Что можно было сделать против Германии? Единственным популярным практическим оружием, доступным для рассеянного по всему миру и безоружного народа, кроме распространения правды, — был бойкот германских товаров. И действительно, крик "Бойкот!" прозвучал по всему еврейскому миру в первые же месяцы нацистского режима. Уже тогда, едва заняв свои посты, нацистское правительство приняло целую серию радикальных мер против своих граждан-евреев. Главным оружием стало беспощадное экономическое подавление. Именно тогда начался процесс изгнания евреев с работы — из бизнеса, из искусства, из профессиональных классов, из прессы; тогда же начался бойкот еврейского бизнеса — с ордами молодых нацистов, пикетирующими еврейские магазины. Скоро еврейская община почувствовала результаты всего этого — расширение запретных областей деятельности и наступающая подтачивающая бедность. Уже 17 марта было сообщено, что обездоленные евреи из Германии приезжают в Польшу — именно в Польшу! — и просят хлеба[475].

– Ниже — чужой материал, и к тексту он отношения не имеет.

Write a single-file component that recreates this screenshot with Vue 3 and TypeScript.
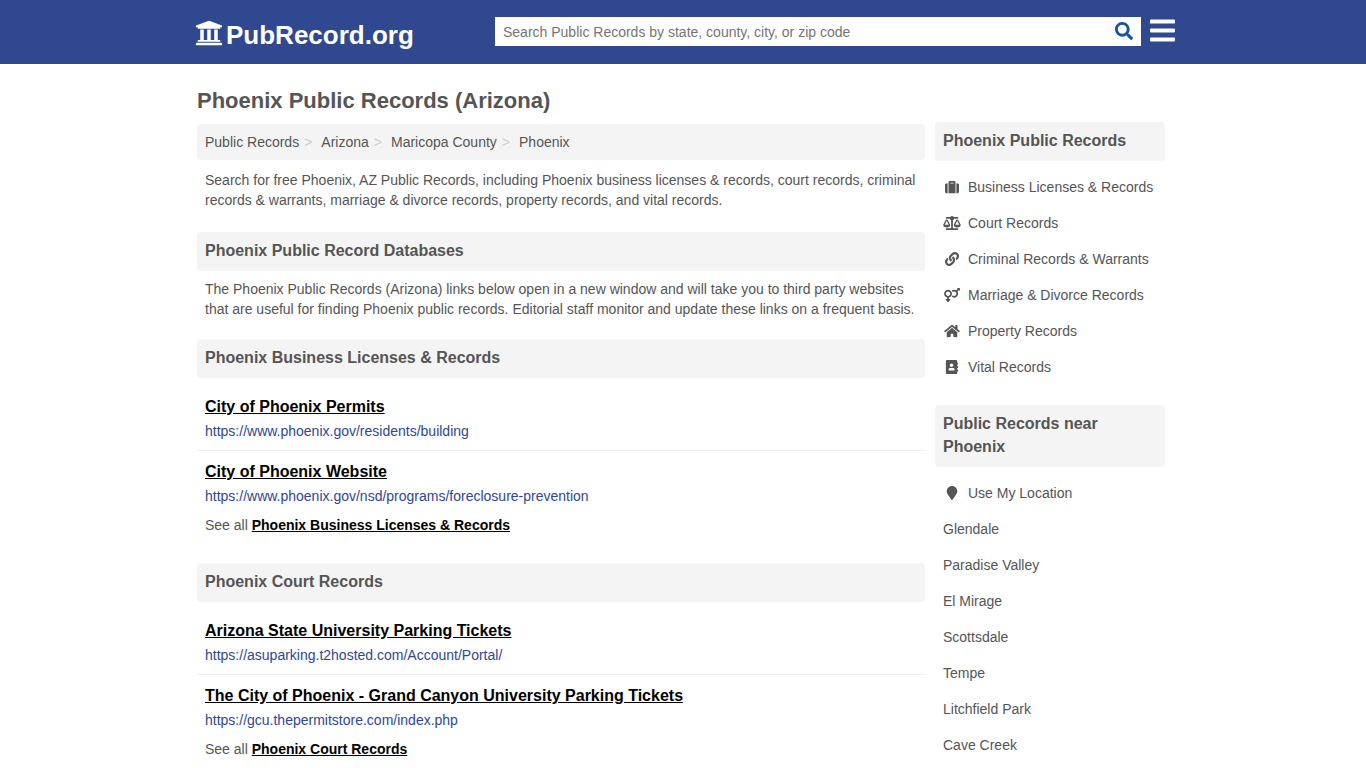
<script setup lang="ts">
import { ref } from 'vue'

interface Icon {
  w: number
  d: string
}

interface Listing {
  title: string
  url: string
}

interface Section {
  title: string
  listings: Listing[]
}

const query = ref('')

const icons: Record<string, Icon> = {
  university: {
    w: 512,
    d: 'M496 128v16a8 8 0 0 1-8 8h-24v12c0 6.627-5.373 12-12 12H60c-6.627 0-12-5.373-12-12v-12H24a8 8 0 0 1-8-8v-16a8 8 0 0 1 4.941-7.392l232-88a7.996 7.996 0 0 1 6.118 0l232 88A8 8 0 0 1 496 128zm-24 304H40c-13.255 0-24 10.745-24 24v16a8 8 0 0 0 8 8h464a8 8 0 0 0 8-8v-16c0-13.255-10.745-24-24-24zM96 192v192H60c-6.627 0-12 5.373-12 12v20h416v-20c0-6.627-5.373-12-12-12h-36V192h-64v192h-64V192h-64v192h-64V192H96z',
  },
  search: {
    w: 512,
    d: 'M505 442.7L405.3 343c-4.5-4.5-10.6-7-17-7H372c27.6-35.3 44-79.7 44-128C416 93.1 322.9 0 208 0S0 93.1 0 208s93.1 208 208 208c48.3 0 92.7-16.4 128-44v16.3c0 6.4 2.5 12.5 7 17l99.7 99.7c9.4 9.4 24.6 9.4 33.9 0l28.3-28.3c9.4-9.4 9.4-24.6.1-34zM208 336c-70.7 0-128-57.2-128-128 0-70.7 57.2-128 128-128 70.7 0 128 57.2 128 128 0 70.7-57.2 128-128 128z',
  },
  bars: {
    w: 448,
    d: 'M16 132h416c8.837 0 16-7.163 16-16V76c0-8.837-7.163-16-16-16H16C7.163 60 0 67.163 0 76v40c0 8.837 7.163 16 16 16zm0 160h416c8.837 0 16-7.163 16-16v-40c0-8.837-7.163-16-16-16H16c-8.837 0-16 7.163-16 16v40c0 8.837 7.163 16 16 16zm0 160h416c8.837 0 16-7.163 16-16v-40c0-8.837-7.163-16-16-16H16c-8.837 0-16 7.163-16 16v40c0 8.837 7.163 16 16 16z',
  },
  suitcase: {
    w: 512,
    d: 'M128 480h256V80c0-26.5-21.5-48-48-48H176c-26.5 0-48 21.5-48 48v400zm64-384h128v32H192V96zm320 80v256c0 26.5-21.5 48-48 48h-48V128h48c26.5 0 48 21.5 48 48zM96 480H48c-26.5 0-48-21.5-48-48V176c0-26.5 21.5-48 48-48h48v352z',
  },
  scale: {
    w: 640,
    d: 'M256 336h-.02c0-16.18 1.34-8.73-85.05-181.51-17.65-35.29-68.19-35.36-85.87 0C-2.06 328.75.02 320.33.02 336H0c0 44.18 57.31 80 128 80s128-35.82 128-80zM128 176l72 144H56l72-144zm511.98 160c0-16.18 1.34-8.73-85.05-181.51-17.65-35.29-68.19-35.36-85.87 0-87.12 174.26-85.04 165.84-85.04 181.51H384c0 44.18 57.31 80 128 80s128-35.82 128-80h-.02zM440 320l72-144 72 144H440zm88 128H352V153.25c23.51-10.29 41.16-31.48 46.39-57.25H528c8.84 0 16-7.16 16-16V48c0-8.84-7.16-16-16-16H383.64C369.04 12.68 346.09 0 320 0s-49.04 12.68-63.64 32H112c-8.84 0-16 7.16-16 16v32c0 8.84 7.16 16 16 16h129.61c5.23 25.76 22.87 46.96 46.39 57.25V448H112c-8.84 0-16 7.16-16 16v32c0 8.84 7.16 16 16 16h416c8.84 0 16-7.16 16-16v-32c0-8.84-7.16-16-16-16z',
  },
  link: {
    w: 512,
    d: 'M326.612 185.391c59.747 59.809 58.927 155.698.36 214.59-.11.12-.24.25-.36.37l-67.2 67.2c-59.27 59.27-155.699 59.262-214.96 0-59.27-59.26-59.27-155.7 0-214.96l37.106-37.106c9.84-9.84 26.786-3.3 27.294 10.606.648 17.722 3.826 35.527 9.69 52.721 1.986 5.822.567 12.262-3.783 16.612l-13.087 13.087c-28.026 28.026-28.905 73.66-1.155 101.96 28.024 28.579 74.086 28.749 102.325.51l67.2-67.19c28.191-28.191 28.073-73.757 0-101.83-3.701-3.694-7.429-6.564-10.341-8.569a16.037 16.037 0 0 1-6.947-12.606c-.396-10.567 3.348-21.456 11.698-29.806l21.054-21.055c5.521-5.521 14.182-6.199 20.584-1.731a152.482 152.482 0 0 1 20.522 17.197zM467.547 44.449c-59.261-59.262-155.69-59.27-214.96 0l-67.2 67.2c-.12.12-.25.25-.36.37-58.566 58.892-59.387 154.781.36 214.59a152.454 152.454 0 0 0 20.521 17.196c6.402 4.468 15.064 3.789 20.584-1.731l21.054-21.055c8.35-8.35 12.094-19.239 11.698-29.806a16.037 16.037 0 0 0-6.947-12.606c-2.912-2.005-6.64-4.875-10.341-8.569-28.073-28.073-28.191-73.639 0-101.83l67.2-67.19c28.239-28.239 74.3-28.069 102.325.51 27.75 28.3 26.872 73.934-1.155 101.96l-13.087 13.087c-4.35 4.35-5.769 10.79-3.783 16.612 5.864 17.194 9.042 34.999 9.69 52.721.509 13.906 17.454 20.446 27.294 10.606l37.106-37.106c59.271-59.259 59.271-155.699.001-214.959z',
  },
  venusMars: {
    w: 576,
    d: 'M564 0h-79c-10.7 0-16 12.9-8.5 20.4l16.9 16.9-48.7 48.7C422.5 72.1 396.2 64 368 64c-33.7 0-64.6 11.6-89.2 30.9 14 16.7 25 36 32.1 57.1 14.5-14.8 34.7-24 57.1-24 44.1 0 80 35.9 80 80s-35.9 80-80 80c-22.3 0-42.6-9.2-57.1-24-7.1 21.1-18 40.4-32.1 57.1 24.5 19.4 55.5 30.9 89.2 30.9 79.5 0 144-64.5 144-144 0-28.2-8.1-54.5-22.1-76.7l48.7-48.7 16.9 16.9c2.4 2.4 5.4 3.5 8.4 3.5 6.2 0 12.1-4.8 12.1-12V12c0-6.6-5.4-12-12-12zM144 64C64.5 64 0 128.5 0 208c0 68.5 47.9 125.9 112 140.4V400H76c-6.6 0-12 5.4-12 12v40c0 6.6 5.4 12 12 12h36v36c0 6.6 5.4 12 12 12h40c6.6 0 12-5.4 12-12v-36h36c6.6 0 12-5.4 12-12v-40c0-6.6-5.4-12-12-12h-36v-51.6c64.1-14.6 112-71.9 112-140.4 0-79.5-64.5-144-144-144zm0 224c-44.1 0-80-35.9-80-80s35.9-80 80-80 80 35.9 80 80-35.9 80-80 80z',
  },
  home: {
    w: 576,
    d: 'M280.37 148.26L96 300.11V464a16 16 0 0 0 16 16l112.06-.29a16 16 0 0 0 15.92-16V368a16 16 0 0 1 16-16h64a16 16 0 0 1 16 16v95.64a16 16 0 0 0 16 16.05L464 480a16 16 0 0 0 16-16V300L295.67 148.26a12.19 12.19 0 0 0-15.3 0zM571.6 251.47L488 182.56V44.05a12 12 0 0 0-12-12h-56a12 12 0 0 0-12 12v72.61L318.47 43a48 48 0 0 0-61 0L4.34 251.47a12 12 0 0 0-1.6 16.9l25.5 31A12 12 0 0 0 45.15 301l235.22-193.74a12.19 12.19 0 0 1 15.3 0L530.9 301a12 12 0 0 0 16.9-1.6l25.5-31a12 12 0 0 0-1.7-16.93z',
  },
  addressBook: {
    w: 448,
    d: 'M436 160c6.6 0 12-5.4 12-12v-40c0-6.6-5.4-12-12-12h-20V48c0-26.5-21.5-48-48-48H48C21.5 0 0 21.5 0 48v416c0 26.5 21.5 48 48 48h320c26.5 0 48-21.5 48-48v-48h20c6.6 0 12-5.4 12-12v-40c0-6.6-5.4-12-12-12h-20v-64h20c6.6 0 12-5.4 12-12v-40c0-6.6-5.4-12-12-12h-20v-64h20zm-228-32c35.3 0 64 28.7 64 64s-28.7 64-64 64-64-28.7-64-64 28.7-64 64-64zm112 236.8c0 10.6-10 19.2-22.4 19.2H118.4C106 384 96 375.4 96 364.8v-19.2c0-31.8 30.1-57.6 67.2-57.6h5c12.3 5.1 25.7 8 39.8 8s27.6-2.9 39.8-8h5c37.1 0 67.2 25.8 67.2 57.6v19.2z',
  },
  marker: {
    w: 384,
    d: 'M172.268 501.67C26.97 291.031 0 269.413 0 192 0 85.961 85.961 0 192 0s192 85.961 192 192c0 77.413-26.97 99.031-172.268 309.67-9.535 13.774-29.93 13.773-39.464 0z',
  },
}

const crumbs = ['Public Records', 'Arizona', 'Maricopa County', 'Phoenix']

const sections: Section[] = [
  {
    title: 'Phoenix Business Licenses & Records',
    listings: [
      { title: 'City of Phoenix Permits', url: 'https://www.phoenix.gov/residents/building' },
      { title: 'City of Phoenix Website', url: 'https://www.phoenix.gov/nsd/programs/foreclosure-prevention' },
    ],
  },
  {
    title: 'Phoenix Court Records',
    listings: [
      { title: 'Arizona State University Parking Tickets', url: 'https://asuparking.t2hosted.com/Account/Portal/' },
      { title: 'The City of Phoenix - Grand Canyon University Parking Tickets', url: 'https://gcu.thepermitstore.com/index.php' },
    ],
  },
]

const menus: { title: string; items: { label: string; icon?: string }[] }[] = [
  {
    title: 'Phoenix Public Records',
    items: [
      { label: 'Business Licenses & Records', icon: 'suitcase' },
      { label: 'Court Records', icon: 'scale' },
      { label: 'Criminal Records & Warrants', icon: 'link' },
      { label: 'Marriage & Divorce Records', icon: 'venusMars' },
      { label: 'Property Records', icon: 'home' },
      { label: 'Vital Records', icon: 'addressBook' },
    ],
  },
  {
    title: 'Public Records near Phoenix',
    items: [
      { label: 'Use My Location', icon: 'marker' },
      { label: 'Glendale' },
      { label: 'Paradise Valley' },
      { label: 'El Mirage' },
      { label: 'Scottsdale' },
      { label: 'Tempe' },
      { label: 'Litchfield Park' },
      { label: 'Cave Creek' },
    ],
  },
]
</script>

<template>
  <div class="page">
    <header class="top">
      <div class="top-inner">
        <a class="brand" href="#">
          <svg class="brand-icon" viewBox="0 0 512 512" aria-hidden="true"><path :d="icons.university.d" /></svg>
          <span>PubRecord.org</span>
        </a>
        <form class="search" role="search" @submit.prevent>
          <input
            v-model="query"
            type="text"
            aria-label="Search Public Records"
            placeholder="Search Public Records by state, county, city, or zip code"
          />
          <button type="submit" aria-label="Search">
            <svg viewBox="0 0 512 512" aria-hidden="true"><path :d="icons.search.d" /></svg>
          </button>
        </form>
        <button class="menu-button" type="button" aria-label="Menu">
          <svg viewBox="0 0 448 512" aria-hidden="true"><path :d="icons.bars.d" /></svg>
        </button>
      </div>
    </header>

    <div class="content">
      <h1>Phoenix Public Records (Arizona)</h1>
      <div class="columns">
        <main>
          <nav aria-label="Breadcrumb">
            <ol class="crumbs">
              <li v-for="crumb in crumbs" :key="crumb"><a href="#">{{ crumb }}</a></li>
            </ol>
          </nav>
          <p>
            Search for free Phoenix, AZ Public Records, including Phoenix business licenses &amp; records, court
            records, criminal records &amp; warrants, marriage &amp; divorce records, property records, and vital
            records.
          </p>
          <h2 class="databases">Phoenix Public Record Databases</h2>
          <p>
            The Phoenix Public Records (Arizona) links below open in a new window and will take you to third party
            websites that are useful for finding Phoenix public records. Editorial staff monitor and update these
            links on a frequent basis.
          </p>
          <section v-for="section in sections" :key="section.title">
            <h2>{{ section.title }}</h2>
            <ul class="listings">
              <li v-for="item in section.listings" :key="item.title">
                <a class="listing-title" href="#">{{ item.title }}</a>
                <span class="listing-url">{{ item.url }}</span>
              </li>
            </ul>
            <div class="see-all">See all <a href="#">{{ section.title }}</a></div>
          </section>
        </main>

        <aside>
          <section v-for="menu in menus" :key="menu.title" class="side">
            <h2>{{ menu.title }}</h2>
            <ul>
              <li v-for="item in menu.items" :key="item.label">
                <a href="#">
                  <svg
                    v-if="item.icon"
                    class="side-icon"
                    :viewBox="`0 0 ${icons[item.icon].w} 512`"
                    aria-hidden="true"
                  ><path :d="icons[item.icon].d" /></svg>
                  <span>{{ item.label }}</span>
                </a>
              </li>
            </ul>
          </section>
        </aside>
      </div>
    </div>
  </div>
</template>

<style>
body {
  margin: 0;
  background: #fff;
}
</style>

<style scoped>
.page {
  font-family: "Liberation Sans", Arial, sans-serif;
  font-size: 14px;
  line-height: 20px;
  color: #555;
}

svg {
  display: block;
  fill: currentColor;
}

a {
  color: inherit;
  text-decoration: none;
}

ul,
ol {
  list-style: none;
  margin: 0;
  padding: 0;
}

button {
  border: 0;
  padding: 0;
  background: none;
  cursor: pointer;
}

.top {
  background: #2f488f;
}

.top-inner {
  box-sizing: border-box;
  max-width: 984px;
  height: 64px;
  margin: 0 auto;
  padding-left: 4px;
  display: flex;
  align-items: center;
}

.brand {
  flex: 1;
  display: flex;
  align-items: center;
  gap: 3px;
  padding-top: 5px;
  color: #fff;
  font-size: 26px;
  line-height: 32px;
  font-weight: bold;
}

.brand-icon {
  width: 28px;
  height: 28px;
  margin-bottom: 4px;
}

.search {
  flex: 0 1 646px;
  box-sizing: border-box;
  height: 29px;
  margin-right: 9px;
  margin-bottom: 2px;
  padding-right: 8px;
  display: flex;
  align-items: center;
  background: #fff;
}

.search input {
  flex: 1;
  min-width: 0;
  height: 29px;
  box-sizing: border-box;
  border: 0;
  outline: 0;
  padding: 1px 8px 0;
  background: none;
  font: inherit;
  font-size: 14px;
  color: #555;
}

.search input::placeholder {
  color: #757575;
  opacity: 1;
}

.search button {
  color: #14559f;
}

.search svg {
  width: 18px;
  height: 18px;
}

.menu-button {
  color: #fff;
  padding-bottom: 3px;
}

.menu-button svg {
  width: 25px;
  height: 29px;
}

.content {
  box-sizing: border-box;
  max-width: 984px;
  margin: 0 auto;
  padding: 0 10px 0 6px;
}

h1 {
  margin: 0;
  padding: 21px 0 5px;
  font-size: 22px;
  line-height: 32px;
}

.columns {
  display: flex;
  align-items: flex-start;
  gap: 10px;
}

main {
  flex: 1;
  min-width: 0;
  padding-top: 2px;
}

aside {
  flex: 0 0 230px;
}

h2 {
  margin: 0 0 8px;
  padding: 7px 8px 9px;
  border-radius: 4px;
  background: #f4f4f4;
  font-size: 16px;
  line-height: 23px;
}

p {
  margin: 0 0 20px;
  padding: 0 8px;
}

.crumbs {
  display: flex;
  margin-bottom: 10px;
  padding: 8px;
  border-radius: 4px;
  background: #f4f4f4;
}

.crumbs li:not(:last-child)::after {
  content: ">";
  padding: 0 9px 0 5px;
  color: #ccc;
}

.databases {
  margin-top: 22px;
}

.listings li {
  padding: 9px 8px;
}

.listings li:not(:last-child) {
  border-bottom: 1px solid #eee;
}

.listing-title {
  display: table;
  margin-bottom: 2px;
  color: #000;
  font-size: 16px;
  line-height: 24px;
  font-weight: bold;
  text-decoration: underline;
}

.listing-url {
  display: block;
  color: #2f488f;
}

.see-all {
  padding: 0 8px;
  margin-bottom: 28px;
}

.see-all a {
  color: #000;
  font-weight: bold;
  text-decoration: underline;
}

main section:last-child .see-all {
  margin-bottom: 0;
}

.side + .side {
  margin-top: 20px;
}

.side a {
  display: flex;
  align-items: center;
  gap: 7px;
  padding: 8px;
}

.side-icon {
  width: 18px;
  height: 14px;
}
</style>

Широко распространилось и насилие. На евреев набрасывались на улице или у них дома, их избивали, пытали и в некоторых случаях убивали; делали это одиночки и небольшие группы на глазах у благожелательной полиции. Лион Фейхтвангер, знаменитый немецкий романист-еврей, описал происходившее в Германии как самые страшные погромы со времен четырнадцатого века и тоже призывал к всемирному экономическому бойкоту Германии[476].

И бойкот в самом деле стал немедленным ответом особенно со стороны британских, американских, польских и палестинских евреев. Газеты печатали целыми сериями объявления разных фирм о том, что они рвут отношения с Германией. В мире, особенно в Америке, стали формироваться зародышевые организации под руководством уважаемого общинного лидера Самуэля Унтермана.

Жаботинский задумал большую международную организацию, в которой ревизионисты будут играть роль координаторов и они же будут поставлять ингредиенты, необходимые для того, чтобы сделать бойкот по-настоящему эффективным: специальную службу, поставляющую для потребителей информацию об альтернативных продуктах. Он открыл новый отдел в движении, который и начал собирать и распространять информацию.

Не менее важно было то, что Жаботинский верил: политический и экономический успех возможен только в том случае, если еврейский бойкот послужит катализатором общемировому движению. Явно было, что многие христиане относятся к нацистам с таким же отвращением и возмущением, и голос их был услышан. Но непохоже было, что они проявят инициативу, отказавшись покупать германские товары. Инициатива и пример должны были исходить от евреев.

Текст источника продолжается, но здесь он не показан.